Provided material ->
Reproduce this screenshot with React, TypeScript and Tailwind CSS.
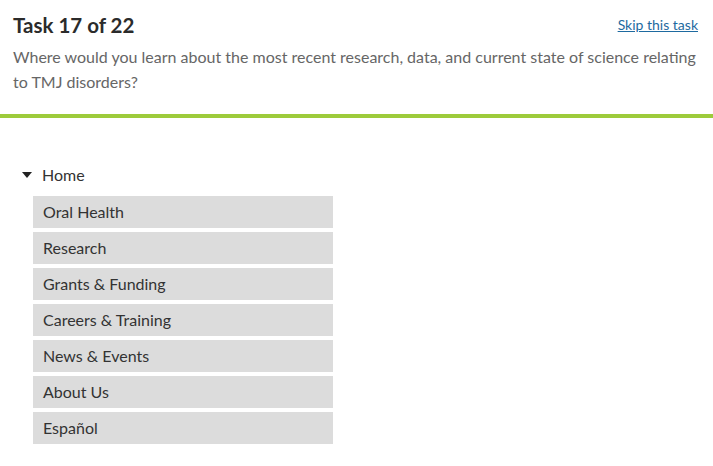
import React from "react";

const items = [
  "Oral Health",
  "Research",
  "Grants & Funding",
  "Careers & Training",
  "News & Events",
  "About Us",
  "Español",
];

export default function App() {
  return (
    <div
      className="w-[713px] h-[466px] bg-white overflow-hidden"
      style={{ fontFamily: "Lato, 'Open Sans', sans-serif" }}
    >
      <div className="border-b-4 border-[#9dcb3b] pl-[13px] pr-[15px] pt-[11px] h-[118px]">
        <div className="flex items-start justify-between">
          <h1 className="text-[20.5px] leading-[28px] font-bold text-[#2b2b2b]">Task 17 of 22</h1>
          <a className="text-[14px] leading-[20px] mt-[4px] text-[#1e6aa0] underline">Skip this task</a>
        </div>
        <p className="mt-[5px] text-[16px] leading-[25px] text-[#666]">
          Where would you learn about the most recent research, data, and current state of science relating
          to TMJ disorders?
        </p>
      </div>
      <div className="pl-[22px] pt-[45px]">
        <div className="flex items-center h-[24px] text-[16px] text-[#333]">
          <svg width="10" height="6" viewBox="0 0 10 6" className="mr-[10px]">
            <polygon points="0,0 10,0 5,6" fill="#222" />
          </svg>
          <span>Home</span>
        </div>
        <div className="ml-[11px] mt-[9px] flex flex-col gap-[4px] w-[300px]">
          {items.map((t) => (
            <div key={t} className="h-[32px] bg-[#dcdcdc] pl-[10px] flex items-center text-[16px] text-[#333]">
              {t}
            </div>
          ))}
        </div>
      </div>
    </div>
  );
}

Direction ->
Leave the pictures out, and print every line of the listing exactly as written.

Solution to this task ->
Reproduce this screenshot with React, TypeScript and Tailwind CSS.
import React from "react";

const items = [
  "Oral Health",
  "Research",
  "Grants & Funding",
  "Careers & Training",
  "News & Events",
  "About Us",
  "Español",
];

export default function App() {
  return (
    <div
      className="w-[713px] h-[466px] bg-white overflow-hidden"
      style={{ fontFamily: "Lato, 'Open Sans', sans-serif" }}
    >
      <div className="border-b-4 border-[#9dcb3b] pl-[13px] pr-[15px] pt-[11px] h-[118px]">
        <div className="flex items-start justify-between">
          <h1 className="text-[20.5px] leading-[28px] font-bold text-[#2b2b2b]">Task 17 of 22</h1>
          <a className="text-[14px] leading-[20px] mt-[4px] text-[#1e6aa0] underline">Skip this task</a>
        </div>
        <p className="mt-[5px] text-[16px] leading-[25px] text-[#666]">
          Where would you learn about the most recent research, data, and current state of science relating
          to TMJ disorders?
        </p>
      </div>
      <div className="pl-[22px] pt-[45px]">
        <div className="flex items-center h-[24px] text-[16px] text-[#333]">
          <svg width="10" height="6" viewBox="0 0 10 6" className="mr-[10px]">
            <polygon points="0,0 10,0 5,6" fill="#222" />
          </svg>
          <span>Home</span>
        </div>
        <div className="ml-[11px] mt-[9px] flex flex-col gap-[4px] w-[300px]">
          {items.map((t) => (
            <div key={t} className="h-[32px] bg-[#dcdcdc] pl-[10px] flex items-center text-[16px] text-[#333]">
              {t}
            </div>
          ))}
        </div>
      </div>
    </div>
  );
}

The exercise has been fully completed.